James Anstruther Smith FFARCS (1917 – 18 December 1986) was a Scottish consultant anaesthetist who was one of the pioneers of safe anaesthesia for cardiac catheterization in children.

==Education==
James Anstruther Smith was educated at Strathallan School and St John's College, Cambridge where he was a noted swimmer and water polo player, captaining the team and swimming against the University of Oxford in 1938.
He also accompanied the Footlights on the piano. In 1938 he went to the Medical College of St Bartholomew's Hospital in London, graduating in 1942.

==Career==
Following his house appointments Smith became resident anaesthetist at St Bartholomew's. With most consultants on military duty he quickly became senior resident anaesthetist, which prevented him from joining the army for two years. In 1944 he attained the Diploma of Anaesthesia (DA) and joined the Royal Army Medical Corps. He served in India and ended his military career with the rank of major and consultant status.

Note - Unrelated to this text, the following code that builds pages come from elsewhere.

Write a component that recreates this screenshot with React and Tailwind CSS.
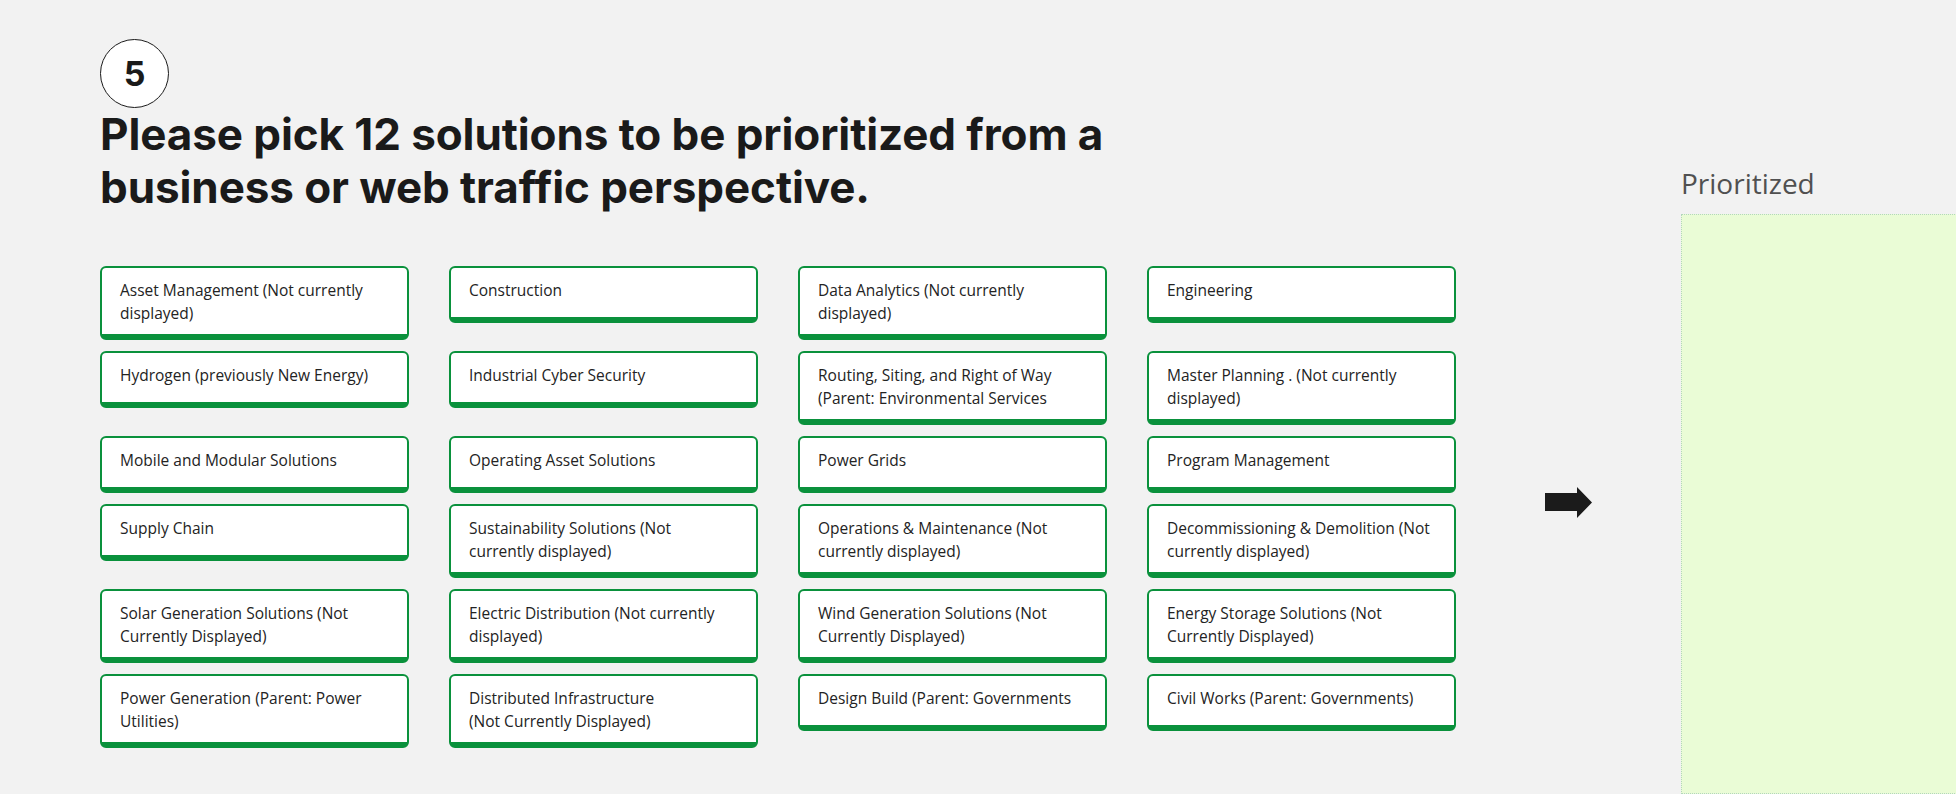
// Solution prioritization step
const cards = [
  ['Asset Management (Not currently', 'displayed)'],
  ['Construction'],
  ['Data Analytics (Not currently', 'displayed)'],
  ['Engineering'],
  ['Hydrogen (previously New Energy)'],
  ['Industrial Cyber Security'],
  ['Routing, Siting, and Right of Way', '(Parent: Environmental Services'],
  ['Master Planning . (Not currently', 'displayed)'],
  ['Mobile and Modular Solutions'],
  ['Operating Asset Solutions'],
  ['Power Grids'],
  ['Program Management'],
  ['Supply Chain'],
  ['Sustainability Solutions (Not', 'currently displayed)'],
  ['Operations & Maintenance (Not', 'currently displayed)'],
  ['Decommissioning & Demolition (Not', 'currently displayed)'],
  ['Solar Generation Solutions (Not', 'Currently Displayed)'],
  ['Electric Distribution (Not currently', 'displayed)'],
  ['Wind Generation Solutions (Not', 'Currently Displayed)'],
  ['Energy Storage Solutions (Not', 'Currently Displayed)'],
  ['Power Generation (Parent: Power', 'Utilities)'],
  ['Distributed Infrastructure', '(Not Currently Displayed)'],
  ['Design Build (Parent: Governments'],
  ['Civil Works (Parent: Governments)'],
];

function Card({ lines }) {
  return (
    <div className="min-h-[57px] bg-white rounded-[6px] border-2 border-b-[6px] border-[#0a913c] pl-[18px] pr-[12px] pt-[11px] pb-[10px] text-[15.5px] leading-[22.5px] text-[#232323] font-['Open_Sans',sans-serif]">
      {lines.map((l, i) => (
        <div key={i} className="whitespace-nowrap">{l}</div>
      ))}
    </div>
  );
}

function Arrow() {
  return (
    <svg width="48" height="31" viewBox="0 0 48 31" className="block">
      <path d="M0 6 H32 V0 L47 15.5 L32 31 V24 H0 Z" fill="#1b1b1b" />
    </svg>
  );
}

export default function App() {
  return (
    <div className="w-[1956px] h-[794px] overflow-hidden bg-[#f2f2f2] flex">
      <div className="pl-[100px] pt-[39px] w-[1456px] shrink-0">
        <div className="w-[69px] h-[69px] rounded-full border-[1.5px] border-[#1a1a1a] bg-white flex items-center justify-center text-[34px] font-bold text-[#1a1a1a] font-['Inter',sans-serif] leading-none">
          5
        </div>
        <h1 className="mt-0 text-[44px] leading-[53px] font-bold tracking-[-0.002em] text-[#1a1a1a] font-['Inter',sans-serif]">
          Please pick 12 solutions to be prioritized from a<br />
          business or web traffic perspective.
        </h1>
        <div className="mt-[52px] grid grid-cols-[309px_309px_309px_309px] gap-x-[40px] gap-y-[11px] items-start">
          {cards.map((c, i) => (
            <Card key={i} lines={c} />
          ))}
        </div>
      </div>
      <div className="ml-[89px] mt-[487px] shrink-0">
        <Arrow />
      </div>
      <div className="ml-[88px] shrink-0 pt-[169px] flex flex-col">
        <div className="text-[28px] leading-[28px] text-[#505050] font-['Open_Sans',sans-serif]">Prioritized</div>
        <div className="mt-[17px] w-[320px] h-[600px] bg-[#eafcd6] border border-dotted border-[#b3d6bc]"></div>
      </div>
    </div>
  );
}
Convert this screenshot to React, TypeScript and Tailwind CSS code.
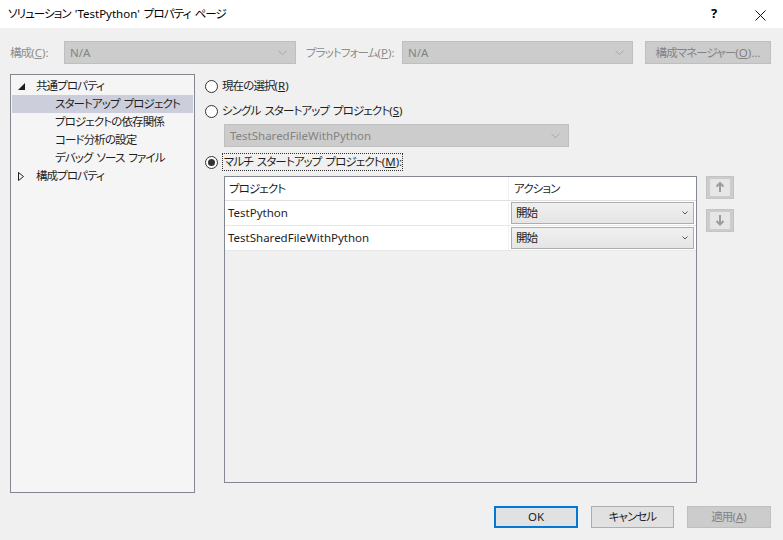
import React from "react";

const font = { fontFamily: '"Noto Sans", "Noto Sans CJK JP", sans-serif' };

function J({ t }: { t: string }) {
  const parts = t.split(" ");
  return (
    <>
      {parts.map((p, i) => (
        <React.Fragment key={i}>
          {i > 0 && <span className="inline-block w-[4px]" />}
          {p}
        </React.Fragment>
      ))}
    </>
  );
}

function L({ children }: { children: React.ReactNode }) {
  return <span className="tracking-[0px]">{children}</span>;
}

function Key({ k }: { k: string }) {
  return (
    <span className="tracking-[0px]">
      (<span className="underline">{k}</span>)
    </span>
  );
}

function Chevron({ color = "#9a9a9a" }: { color?: string }) {
  return (
    <svg width="9" height="6" viewBox="0 0 9 6">
      <path d="M0.5 0.8 L4.5 4.6 L8.5 0.8" fill="none" stroke={color} strokeWidth="1" />
    </svg>
  );
}

function DisabledCombo({ text, className }: { text: string; className: string }) {
  return (
    <div className={`flex items-center justify-between bg-[#cccccc] border border-[#bfbfbf] pl-[5px] pr-[8px] shrink-0 ${className}`}>
      <span className="text-[#838383] tracking-[0px]">{text}</span>
      <Chevron color="#a6a6a6" />
    </div>
  );
}

function Radio({ checked }: { checked?: boolean }) {
  return (
    <span className="w-[13px] h-[13px] rounded-full border border-[#333333] bg-white flex items-center justify-center shrink-0">
      {checked && <span className="w-[7px] h-[7px] rounded-full bg-[#333333]" />}
    </span>
  );
}

function ActionCombo() {
  return (
    <div className="mx-[2px] h-[22px] flex items-center justify-between border border-[#adadad] bg-gradient-to-b from-[#f0f0f0] to-[#e5e5e5] pl-[4px] pr-[5px]">
      <span>開始</span>
      <svg width="6" height="4" viewBox="0 0 6 4">
        <path d="M0.5 0.5 L3 3 L5.5 0.5" fill="none" stroke="#555555" strokeWidth="1" />
      </svg>
    </div>
  );
}

function ArrowBtn({ up }: { up?: boolean }) {
  return (
    <div className="w-[28px] h-[23px] bg-[#cccccc] border border-[#c4c4c4] flex items-center justify-center">
      <div className="w-[20px] h-[17px] bg-[#e6e6e6] flex items-center justify-center">
        <svg width="10" height="11" viewBox="0 0 10 11">
          {up ? (
            <path d="M5 1 L5 10 M1.5 4.5 L5 1 L8.5 4.5" fill="none" stroke="#9c9c9c" strokeWidth="2" />
          ) : (
            <path d="M5 0 L5 9.5 M1.5 6 L5 9.5 L8.5 6" fill="none" stroke="#9c9c9c" strokeWidth="2" />
          )}
        </svg>
      </div>
    </div>
  );
}

export default function App() {
  const treeChildren = ["プロジェクトの依存関係", "コード分析の設定", "デバッグ ソース ファイル"];
  return (
    <div
      className="w-[783px] h-[540px] bg-[#f0f0f0] flex flex-col text-[11.5px] tracking-[-0.9px] text-[#1e1e1e] overflow-hidden whitespace-nowrap [font-feature-settings:'palt']"
      style={font}
    >
      {/* Title bar */}
      <div className="h-[28px] bg-white flex items-center pl-[8px] shrink-0">
        <span className="flex-1 text-black">
          ソリューション<span className="inline-block w-[4px]" />
          <L>'TestPython'</L>
          <span className="inline-block w-[4px]" />
          <J t="プロパティ ページ" />
        </span>
        <span className="w-[46px] text-center text-[13px] font-bold text-black tracking-[0px]">?</span>
        <span className="w-[46px] text-center text-black">
          <svg width="11" height="11" viewBox="0 0 11 11" className="inline-block">
            <path d="M0.5 0.5 L10.5 10.5 M10.5 0.5 L0.5 10.5" stroke="#111" strokeWidth="1" />
          </svg>
        </span>
      </div>

      {/* Config row */}
      <div className="mt-[13px] h-[23px] flex items-center pl-[10px] shrink-0">
        <span className="w-[54px] text-[#8d8d8d]">
          構成<Key k="C" />:
        </span>
        <DisabledCombo text="N/A" className="w-[232px] h-[23px]" />
        <span className="ml-[10px] w-[96px] text-[#8d8d8d]">
          プラットフォーム<Key k="P" />:
        </span>
        <DisabledCombo text="N/A" className="w-[231px] h-[23px]" />
        <div className="ml-[12px] w-[126px] h-[23px] bg-[#cccccc] border border-[#bfbfbf] flex items-center justify-center text-[#838383]">
          構成マネージャー<Key k="O" />
          <L>...</L>
        </div>
      </div>

      {/* Main */}
      <div className="mt-[10px] flex pl-[10px] shrink-0">
        <div className="w-[185px] h-[419px] border border-[#828790] bg-[#f5f5f5] pt-[2px] px-[1px] shrink-0">
          <div className="h-[18px] flex items-center">
            <span className="w-[19px] flex justify-end pr-[6px]">
              <svg width="7" height="7" viewBox="0 0 7 7">
                <path d="M7 0 L7 7 L0 7 Z" fill="#1e1e1e" />
              </svg>
            </span>
            <span className="ml-[5px]">共通プロパティ</span>
          </div>
          <div className="h-[18px] flex items-center bg-[#cccedb] pl-[43px]">
            <J t="スタートアップ プロジェクト" />
          </div>
          {treeChildren.map((t) => (
            <div key={t} className="h-[18px] flex items-center pl-[43px]">
              <J t={t} />
            </div>
          ))}
          <div className="h-[18px] flex items-center">
            <span className="w-[19px] flex justify-end pr-[7px]">
              <svg width="6" height="9" viewBox="0 0 6 9">
                <path d="M0.5 0.5 L5.5 4.5 L0.5 8.5 Z" fill="none" stroke="#1e1e1e" strokeWidth="1" />
              </svg>
            </span>
            <span className="ml-[5px]">構成プロパティ</span>
          </div>
        </div>

        <div className="ml-[10px] flex flex-col">
          <div className="h-[22px] flex items-center gap-[4px] mt-[1px]">
            <Radio />
            <span>
              現在の選択<Key k="R" />
            </span>
          </div>
          <div className="h-[22px] mt-[3px] flex items-center gap-[4px]">
            <Radio />
            <span>
              <J t="シングル スタートアップ プロジェクト" />
              <Key k="S" />
            </span>
          </div>
          <DisabledCombo text="TestSharedFileWithPython" className="ml-[19px] w-[345px] h-[23px] mt-[2px]" />
          <div className="h-[22px] mt-[4px] flex items-center gap-[4px]">
            <Radio checked />
            <span className="border border-dotted border-[#333] px-[1px] leading-[16px]">
              <J t="マルチ スタートアップ プロジェクト" />
              <Key k="M" />:
            </span>
          </div>
          <div className="flex mt-[3px] ml-[19px] gap-[9px]">
            <div className="w-[473px] h-[307px] border border-[#828790] bg-[#f0f0f0] flex flex-col">
              <div className="h-[24px] flex bg-white border-b border-[#e0e0e0]">
                <div className="w-[284px] flex items-center pl-[4px] border-r border-[#f0f0f0]">プロジェクト</div>
                <div className="flex-1 flex items-center pl-[5px]">アクション</div>
              </div>
              {["TestPython", "TestSharedFileWithPython"].map((p) => (
                <div key={p} className="h-[25px] flex bg-white border-b border-[#e8e8e8]">
                  <div className="w-[284px] flex items-center pl-[3px] border-r border-[#f0f0f0] tracking-[0px]">{p}</div>
                  <div className="flex-1 flex flex-col justify-center">
                    <ActionCombo />
                  </div>
                </div>
              ))}
            </div>
            <div className="flex flex-col gap-[10px]">
              <ArrowBtn up />
              <ArrowBtn />
            </div>
          </div>
        </div>
      </div>

      {/* Buttons */}
      <div className="mt-[13px] flex justify-end pr-[12px] gap-[13px]">
        <div className="w-[84px] h-[22px] border-2 border-[#0078d7] bg-[#e1e1e1] flex items-center justify-center tracking-[0px]">OK</div>
        <div className="w-[83px] h-[22px] border border-[#adadad] bg-[#e1e1e1] flex items-center justify-center">キャンセル</div>
        <div className="w-[84px] h-[22px] border border-[#bfbfbf] bg-[#cccccc] flex items-center justify-center text-[#838383]">
          適用<Key k="A" />
        </div>
      </div>
    </div>
  );
}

In 1948 Smith was appointed as senior registrar in anaesthetics at the Royal Postgraduate Medical School at Hammersmith Hospital in London and later that year as lecturer and consultant. He published several original papers during his five years at the hospital. In March 1950 Smith published a paper entitled 'Anaesthesia for Cardiac Catheterization in Children'.

Smith was appointed consultant anaesthetist for the Plymouth hospitals group in 1953. He was the first coordinator of the anaesthetic department and established several courses for training operating department assistants in the south west. Smith was elected to the council of the Association of Anaesthetists of Great Britain and Ireland in 1962. He was also elected president of the Society of Anaesthetists of the South Western Region in 1973.

In 1981 he published another notable paper with P B Harvey entitled 'Prevention of air emboli in hip surgery.